Background: The purpose of this study was to investigate the association between secondhand smoke and the risk of developing a first event of acute coronary syndromes (ACS), i.e. acute myocardial infarction or unstable angina, among non-smokers, in relation to the presence of several other cardiovascular risk factors.
Methods: Eight hundred and forty-eight patients with first event of ACS and 1078 cardiovascular disease-free matched controls completed a detailed questionnaire regarding their exposure to secondhand smoke, among other investigated parameters.

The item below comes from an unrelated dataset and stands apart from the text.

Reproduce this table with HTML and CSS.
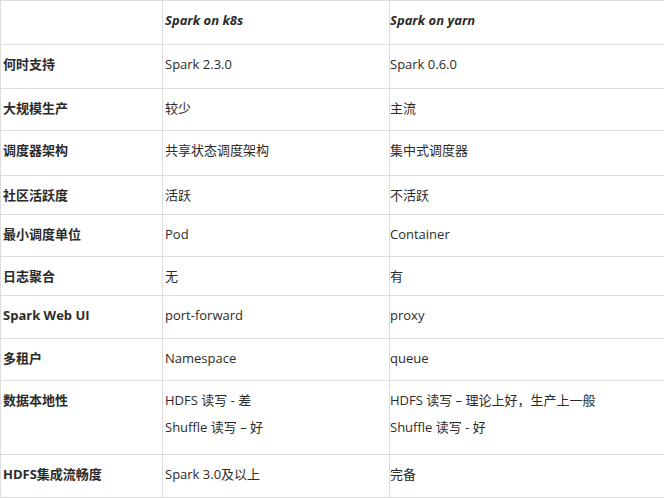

Results: Two hundred and ninety-seven (35%) of the patients and 259 (24%) of the controls were defined as secondhand smokers. After controlling for several potential confounders, the results showed that non-smokers occasionally (< 3 time per week) exposed to cigarette smoke were associated with 26% higher risk of ACS (OR = 1.26, P-value < 0.01) compared to non-smokers not exposed to smoke, while regular exposure is associated with 99% higher risk of developing ACS (OR = 1.99, P-value < 0.001). Moreover, the previous risk increases progressively from 15% to 256% if one or more of the classical cardiovascular risk factors (i.e. hypertension, hypercholesterolemia, diabetes mellitus, sedentary life and family history of premature coronary heart disease) are present.
Conclusions: Consequently, this study supports the hypothesis that even occasional secondhand smoke increases the risk of developing acute coronary syndromes, especially when other risk factors are present. Given the high prevalence of cigarette smoking, the public health consequences of passive smoking with regard to coronary heart disease are important.